I am so sorry about that. I wish I saw this update yesterday. For some reason, the forum stop email me the update  Really really sorry for making you another run.


----------



## Pudel-Fan

Came home this evening to find a box of goodies at my door. It's feeling a lot like Christmas! lol I will post a review on the products on the CC review thread, but I just wanted to comment that the wooden pin brush is larger than the full sized wood handled oblong one I have and I love the feel of the (fusion?) finish on it. I'm looking forward to using it and seeing how it compares.

Everything was packed so nicely and was in perfect condition. Thanks, Rowan, for all the work you did to make this happen.


----------



## Lilah+Jasper

I received my Miracle Ear shipment - :adore: Thank You Rowan :adore:


----------



## Chagall's mom

Me too! I received my Miracle Ear delivery today! Thank you so much, Rowan! I think it's_ the best _ear cleaner on the market. It, along with the CC Peace & Kindness, are two of my favorite things!!:happy:


----------



## plumcrazy

I received my perfect package in the mail today! Thanks, Rowan! Everything was in perfect condition and I got it in time to schedule a grooming weekend!!


----------



## tintlet

Mine arrived on Monday!! WOO HOO!!! THANK YOU !!


----------



## CharismaticMillie

Got mine!

Rowan, keep your eyes peeled. You should be receiving something tomorrow!


----------



## Rowan

CharismaticMillie said:


> Got mine!
> 
> Rowan, keep your eyes peeled. You should be receiving something tomorrow!


Ah, thank you! Is Henry coming for a visit?


----------



## pixyia

My pack arrived today. Thx soooooo much Rowan!

I love the wood pin brush and the silk spirit. I tried both on myself, Lol great products. Silk spirit really smooth my long and dry hair q lot, and wood brush is so comfy. My pup and kitty loves wood brush too! I think I like fusion grip better than classic 35mm brush. 


Expecting to c how thick n thicker works this weekend.


Thx again Rowan. Love u so much!


----------



## CharismaticMillie

Rowan said:


> Ah, thank you!
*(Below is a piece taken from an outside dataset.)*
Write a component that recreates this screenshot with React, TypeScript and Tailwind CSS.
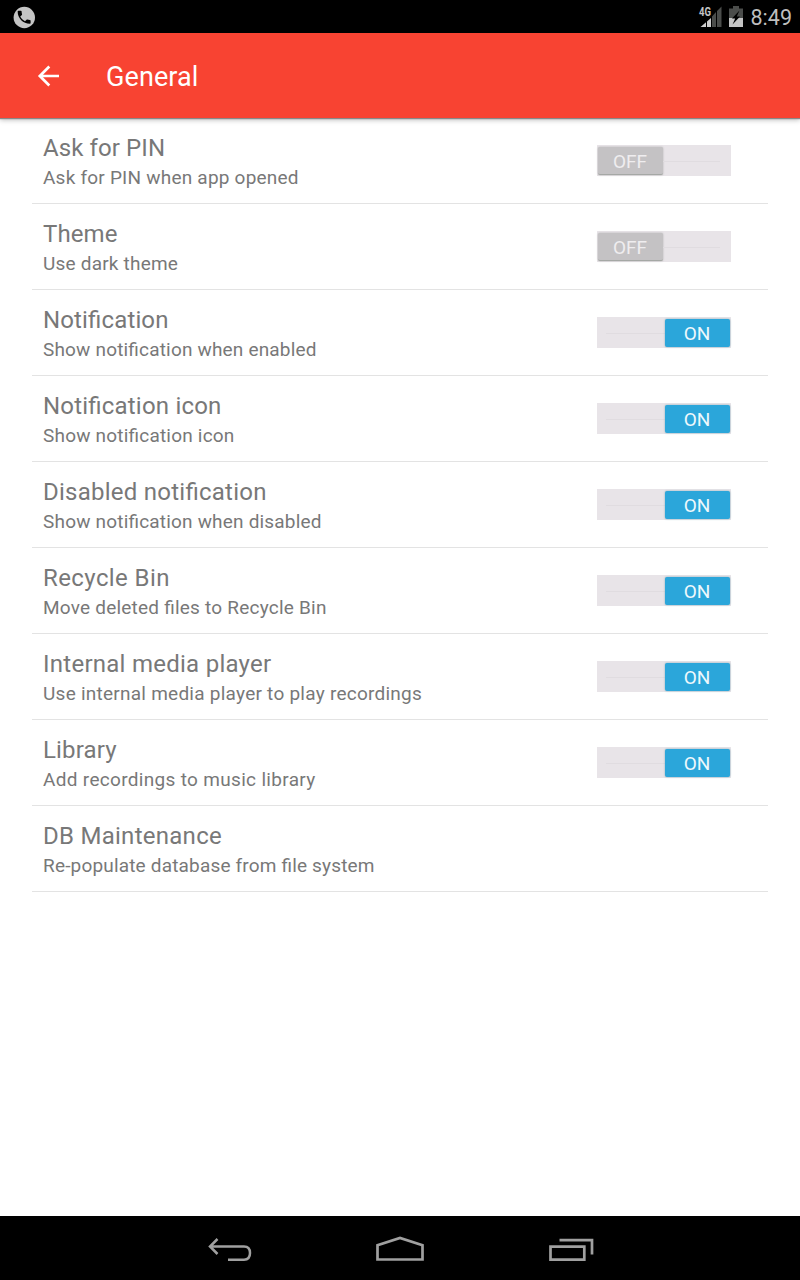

Is Henry coming for a visit?


You guessed it! :airplane:


----------



## Rowan

*Have no fear...*

I'm going to be slammed (work/personal) for the next few weeks so I won't be on the board as much as I'd like. I didn't want anyone to worry as I'll still pop in to post when the LP Brushes arrive and when the final packages have shipped. (And then I'll be three sheets...)  
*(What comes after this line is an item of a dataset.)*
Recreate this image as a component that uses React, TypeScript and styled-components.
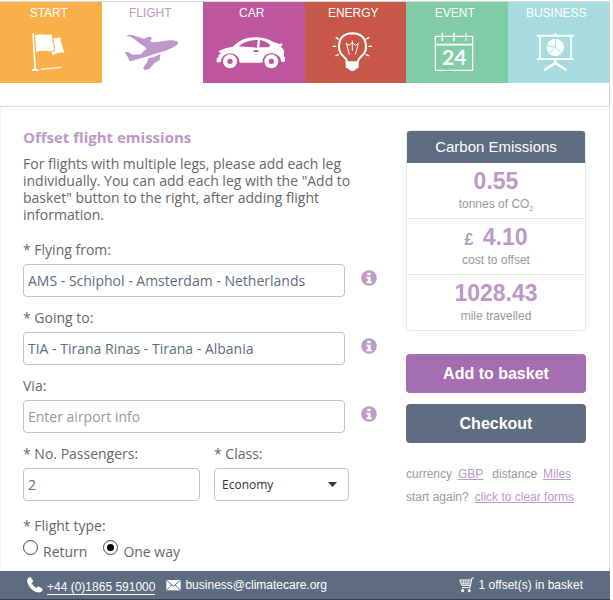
import React from "react";
import styled, { createGlobalStyle } from "styled-components";

const slate = "#5e6c81";
const lilac = "#be98c8";
const sans = `"Liberation Sans", Arial, sans-serif`;
const body = `"Open Sans", "Noto Sans", sans-serif`;

const GlobalStyle = createGlobalStyle`
  * { box-sizing: border-box; }
  body { margin: 0; background: #fff; font-family: ${body}; color: #666; }
`;

const Page = styled.div`
  display: flex;
  flex-direction: column;
  min-height: 100vh;
  padding: 1px 3px 0 0;
`;
const Nav = styled.nav`
  display: grid;
  grid-template-columns: repeat(6, 1fr);
  border-top: 1px solid #dcdcdc;
  border-right: 1px solid #ccc;
  padding-bottom: 23px;
`;
const Tab = styled.a<{ $bg: string; $fg?: string }>`
  display: flex;
  flex-direction: column;
  align-items: center;
  height: 81px;
  padding: 3px 4px 0 0;
  gap: 11px;
  background: ${(p) => p.$bg};
  color: ${(p) => p.$fg || "#fff"};
  font: 12px/16px ${sans};
  text-decoration: none;
`;
const TabIcon = styled.svg`
  width: 72px;
  height: 40px;
  flex: none;
`;
const Main = styled.main`
  display: flex;
  flex: 1;
  justify-content: space-between;
  gap: 29px;
  padding: 22px 23px 0 22px;
  border: solid #dadada;
  border-width: 1px 1px 0;
  border-left-color: #f3f3f3;
`;
const Form = styled.form`
  flex: 1;
  max-width: 354px;
`;
const Title = styled.h1`
  margin: 0;
  font-size: 15px;
  line-height: 16px;
  color: ${lilac};
`;
const Intro = styled.p`
  margin: 10px 0 18px;
  padding-right: 24px;
  font-size: 14px;
  line-height: 17px;
`;
const Label = styled.label`
  display: block;
  padding-bottom: 5px;
  font-size: 14px;
  line-height: 18px;
`;
const Field = styled.div`
  margin-bottom: 12px;
`;
const FieldRow = styled.div`
  display: flex;
  gap: 16px;
`;
const TextBox = styled.input`
  flex: 1;
  width: 100%;
  min-width: 0;
  height: 33px;
  padding: 0 4px;
  border: 1px solid #c4c4c4;
  border-radius: 4px;
  background: #fff;
  color: ${slate};
  font: 14px ${body};
  &::placeholder { color: #999; opacity: 1; }
`;
const InfoButton = styled.button`
  display: flex;
  width: 16px;
  height: 16px;
  margin-top: 6px;
  padding: 0;
  border: 0;
  background: none;
`;
const Pair = styled.div`
  display: grid;
  grid-template-columns: 177fr 135fr;
  gap: 14px;
  padding-right: 28px;
`;
const SelectWrap = styled.div`
  display: grid;
  align-items: center;
  > * { grid-area: 1 / 1; }
  > svg { justify-self: end; margin-right: 12px; pointer-events: none; }
`;
const Select = styled.select`
  appearance: none;
  width: 100%;
  height: 33px;
  padding: 0 7px;
  border: 1px solid #c4c4c4;
  border-radius: 4px;
  background: #fff;
  color: #333;
  font: 12px ${body};
`;
const RadioSet = styled.fieldset`
  display: flex;
  flex-wrap: wrap;
  margin: 16px 0 0;
  padding: 0;
  border: 0;
  font-size: 14px;
  line-height: 18px;
`;
const Legend = styled.legend`
  padding: 0 0 5px;
`;
const RadioLabel = styled.label`
  display: flex;
  gap: 5px;
  margin-right: 16px;
  padding-top: 3px;
`;
const Radio = styled.input`
  appearance: none;
  width: 15px;
  height: 15px;
  margin: -3px 0 0;
  border: 1px solid #444;
  border-radius: 50%;
  &:checked {
    padding: 3px;
    background: #000 content-box;
  }
`;
const Side = styled.aside`
  flex: none;
  width: 180px;
  padding-top: 1px;
  font-family: ${sans};
`;
const Card = styled.section`
  overflow: hidden;
  border: 1px solid #e6e8ee;
  border-radius: 4px;
  text-align: center;
`;
const CardTitle = styled.h2`
  margin: 0;
  background: ${slate};
  color: #fff;
  font-size: 15px;
  font-weight: 400;
  line-height: 32px;
`;
const Stat = styled.div`
  height: 55px;
  padding-top: 5px;
  color: #999;
  font-size: 12px;
  line-height: 18px;
  & + & { height: 56px; border-top: 1px solid #e6e8ee; }
  sub { font-size: 7px; line-height: 0; }
`;
const Value = styled.strong`
  display: block;
  height: 27px;
  color: ${lilac};
  font-size: 23px;
  line-height: 27px;
  small { font-size: 16px; line-height: 1; margin-right: 3px; }
`;
const Button = styled.button<{ $bg: string }>`
  display: block;
  width: 100%;
  height: 39px;
  margin-bottom: 11px;
  padding: 0;
  border: 0;
  border-radius: 4px;
  background: ${(p) => p.$bg};
  color: #fff;
  font: bold 16px ${sans};
`;
const Actions = styled.div`
  padding: 23px 0 9px;
`;
const Option = styled.div`
  display: flex;
  gap: 6px;
  color: #999;
  font-size: 12px;
  line-height: 23px;
  a { color: ${lilac}; }
  a + span { margin-left: 3px; }
`;
const Footer = styled.footer`
  display: flex;
  height: 29px;
  padding: 0 27px;
  border-bottom: 1px solid #343b49;
  background: ${slate};
  color: #fff;
  font: 12px/16px ${sans};
`;
const Contact = styled.a<{ $end?: boolean }>`
  display: flex;
  align-items: flex-start;
  gap: 4px;
  margin-right: 11px;
  padding-top: 6px;
  color: #fff;
  text-decoration: none;
  ${(p) => p.$end && "margin: 0 0 0 auto;"}
`;
const Phone = styled.span`
  margin-top: 3px;
  border-bottom: 1px solid #fff;
  line-height: 14px;
`;

const FlagIcon = () => (
  <TabIcon viewBox="43 96 216 120" fill="currentColor">
    <path d="M101 100l5-1 6 107 8 2v4l-19 1v-5l6-2z" />
    <path d="M160 115q14 1 25-3 1 13 5 23 3 12 8 23-12-2-19 0-9 2-16 8l-9-13z" />
    <path stroke="#fab04a" strokeWidth="3" d="M108 105q12-5 26-3 14 1 27 0 2 24 8 50-15 5-30 2-14-2-28 4z" />
    <path d="M127 206l61-6v4l-61 5z" />
  </TabIcon>
);
const PlaneIcon = () => (
  <TabIcon viewBox="348 96 216 120" fill="currentColor">
    <path d="M385 107q8-5 20-1l34 11q9-8 20-6 5 4 1 7-1 4-5 5l9 4q17-2 34-4 26-5 41 2 4 3-4 11-10 8-36 17l-57 18q-16 5-30 8-9 5-17 4-5-3-3-9-8-8-12-17 8-3 16 3l6 4 28-1 5-7 11-11q-19-12-36-27-10-9-25-11z" />
    <path d="M451 175q18-2 34-12l3 2-3 7 1 8q-9 4-17 10l-16 18q-6 2-14 1-6-5-1-9l10-14z" />
  </TabIcon>
);
const CarIcon = () => (
  <TabIcon viewBox="52 96 216 120" fill="currentColor">
    <path fillRule="evenodd" d="M54 187V175l7-5-2-5 8-4-8-7 8-4q16-7 35-10 15-15 32-22 17-7 42-6 26 1 48 14l19 6 7-2 1 7-6 2 6 6q4 3 5 10v15l3 2v13h-11q-3-23-29-26-27 2-28 29h-68q-2-26-29-28-25 2-28 27zM119 139l56 4 2-23q-31-2-58 19zM184 120l-2 22h28l5-6q-11-12-31-16zM165 150v6h14v-6z" />
    <circle cx="94" cy="184" r="21" /><circle cx="94" cy="184" r="8" fill="#be559f" />
    <circle cx="218" cy="184" r="21" /><circle cx="218" cy="184" r="8" fill="#be559f" />
  </TabIcon>
);
const BulbIcon = () => (
  <TabIcon viewBox="357 96 216 120" fill="none" stroke="currentColor">
    <path strokeWidth="6" d="M447 187q0-9-11-18-13-12-13-28 0-40 40-41 40 1 41 41 0 16-14 28-10 9-10 18" />
    <path fill="currentColor" stroke="none" d="M443 184h39v18q-2 4-8 5-3 6-11 6t-11-6q-7-1-9-5z" />
    <path strokeWidth="3" d="M454 164l-9-34 9 6 9-9 9 9 9-6-9 34M463 122v30" />
    <path strokeWidth="4" d="M404 139h11M511 139h11M413 112l10 6M503 118l11-6M412 168l11-5M503 163l11 5" />
  </TabIcon>
);
const CalendarIcon = () => (
  <TabIcon viewBox="62 96 216 120" fill="none" stroke="currentColor">
    <path strokeWidth="4" d="M111 109h112v102H111z" />
    <path strokeWidth="5" d="M111 134h112" />
    <path strokeWidth="5" d="M132 98v25M167 98v25" />
    <path strokeWidth="3" d="M203 98v25" />
    <text x="168" y="196" fontSize="64" fontFamily="Lato" fontWeight="700" textAnchor="middle" fill="currentColor" stroke="none">24</text>
  </TabIcon>
);
const BoardIcon = () => (
  <TabIcon viewBox="366 96 216 120" fill="none" stroke="currentColor">
    <path strokeWidth="6" d="M417 107h110M417 177h110" />
    <path strokeWidth="5" d="M426 107v70M519 107v70M472 99v8" />
    <path strokeWidth="7" d="M472 180v13M438 211l34-22 34 22" />
    <circle cx="472" cy="142" r="26" fill="currentColor" stroke="none" />
    <path stroke="#a6dcdf" strokeWidth="3" d="M472 115v27l20 18M472 142l-18 17M472 142l-27-6" />
  </TabIcon>
);
const InfoIcon = () => (
  <svg width="16" height="16" viewBox="0 0 48 48">
    <circle cx="24" cy="24" r="23.5" fill={lilac} />
    <path fill="#fff" d="M19 8h10v8H19zM16 20h13v15h4v5H16v-5h4V25h-4z" />
  </svg>
);
const PhoneIcon = () => (
  <svg width="16" height="16" viewBox="0 0 48 48" fill="currentColor">
    <path d="M2 5q5-5 9-4l8 11-5 7q4 9 14 14l6-5 13 8q0 6-5 9-8 3-17-1Q6 35 1 15 0 9 2 5z" />
  </svg>
);
const MailIcon = () => (
  <svg width="15" height="16" viewBox="0 0 45 48">
    <path fill="#fff" d="M1 9h43v31H1z" />
    <path fill="none" stroke={slate} strokeWidth="3" d="M2 10l20 18 21-18M2 39l15-15M43 39L28 24" />
  </svg>
);
const CartIcon = () => (
  <svg width="16" height="16" viewBox="0 0 48 48" fill="none" stroke="currentColor">
    <path strokeWidth="3" d="M45 3h-6l-6 29H9M2 9h34M2 9l6 16h26" />
    <path strokeWidth="2" d="M5 15h31M7 20h27M12 9l3 16M20 9l1 16M28 9l-1 16" />
    <circle cx="11" cy="41" r="4" fill="currentColor" /><circle cx="31" cy="41" r="4" fill="currentColor" />
  </svg>
);

const tabs = [
  { name: "START", bg: "#fab04a", Icon: FlagIcon },
  { name: "FLIGHT", bg: "#fff", fg: lilac, Icon: PlaneIcon },
  { name: "CAR", bg: "#be559f", Icon: CarIcon },
  { name: "ENERGY", bg: "#c75847", Icon: BulbIcon },
  { name: "EVENT", bg: "#80cca6", Icon: CalendarIcon },
  { name: "BUSINESS", bg: "#a6dcdf", Icon: BoardIcon },
];

const airports = [
  { id: "from", label: "* Flying from:", value: "AMS - Schiphol - Amsterdam - Netherlands" },
  { id: "to", label: "* Going to:", value: "TIA - Tirana Rinas - Tirana - Albania" },
  { id: "via", label: "Via:", value: "" },
];

export default function App() {
  return (
    <>
      <GlobalStyle />
      <Page>
        <Nav>
          {tabs.map(({ name, bg, fg, Icon }) => (
            <Tab key={name} href="#" $bg={bg} $fg={fg}>
              <span>{name}</span>
              <Icon />
            </Tab>
          ))}
        </Nav>
        <Main>
          <Form>
            <Title>Offset flight emissions</Title>
            <Intro>
              For flights with multiple legs, please add each leg individually. You can add each leg
              with the "Add to basket" button to the right, after adding flight information.
            </Intro>
            {airports.map((a) => (
              <Field key={a.id}>
                <Label htmlFor={a.id}>{a.label}</Label>
                <FieldRow>
                  <TextBox id={a.id} defaultValue={a.value} placeholder="Enter airport info" />
                  <InfoButton type="button" aria-label="Airport information">
                    <InfoIcon />
                  </InfoButton>
                </FieldRow>
              </Field>
            ))}
            <Pair>
              <div>
                <Label htmlFor="passengers">* No. Passengers:</Label>
                <TextBox id="passengers" defaultValue="2" />
              </div>
              <div>
                <Label htmlFor="class">* Class:</Label>
                <SelectWrap>
                  <Select id="class" defaultValue="Economy">
                    <option>Economy</option>
                    <option>Business</option>
                  </Select>
                  <svg width="9" height="5" viewBox="0 0 18 10">
                    <path d="M0 0h18L9 10z" fill="#333" />
                  </svg>
                </SelectWrap>
              </div>
            </Pair>
            <RadioSet>
              <Legend>* Flight type:</Legend>
              <RadioLabel>
                <Radio type="radio" name="type" />
                Return
              </RadioLabel>
              <RadioLabel>
                <Radio type="radio" name="type" defaultChecked />
                One way
              </RadioLabel>
            </RadioSet>
          </Form>
          <Side>
            <Card>
              <CardTitle>Carbon Emissions</CardTitle>
              <Stat>
                <Value>0.55</Value>tonnes of CO<sub>2</sub>
              </Stat>
              <Stat>
                <Value><small>£</small> 4.10</Value>cost to offset
              </Stat>
              <Stat>
                <Value>1028.43</Value>mile travelled
              </Stat>
            </Card>
            <Actions>
              <Button type="button" $bg="#a56eb0">Add to basket</Button>
              <Button type="button" $bg={slate}>Checkout</Button>
            </Actions>
            <Option>
              <span>currency</span><a href="#">GBP</a>
              <span>distance</span><a href="#">Miles</a>
            </Option>
            <Option>
              <span>start again?</span><a href="#">click to clear forms</a>
            </Option>
          </Side>
        </Main>
        <Footer>
          <Contact href="tel:+441865591000"><PhoneIcon /><Phone>+44 (0)1865 591000</Phone></Contact>
          <Contact href="mailto:business@climatecare.org"><MailIcon />business@climatecare.org</Contact>
          <Contact href="#" $end><CartIcon />1 offset(s) in basket</Contact>
        </Footer>
      </Page>
    </>
  );
}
*Please *check _here _before e-mailing me for the aforementioned reasons. I'm getting bombarded with e-mails asking questions that are addressed in the group buy threads. It's not that I'm antisocial, but I just don't have the time to address each and every one when I've already posted the information here. 

I hope everyone and all the Poodles have a Happy Winter Solstice, Yule, Hanukkah, Christmas and New Year! resent: :santaclaus:


----------



## Ladyscarletthawk

Are you going to do another group buy? I really like the dryer prices but I just cant decide on which is best for me


----------



## Rowan

Ladyscarletthawk said:


> Are you going to do another group buy? I really like the dryer prices but I just cant decide on which is best for me


Not in the near future. I just did 2 Chris Christensen and 2 Les Poochs buys in the course of 4 months. I need a break. 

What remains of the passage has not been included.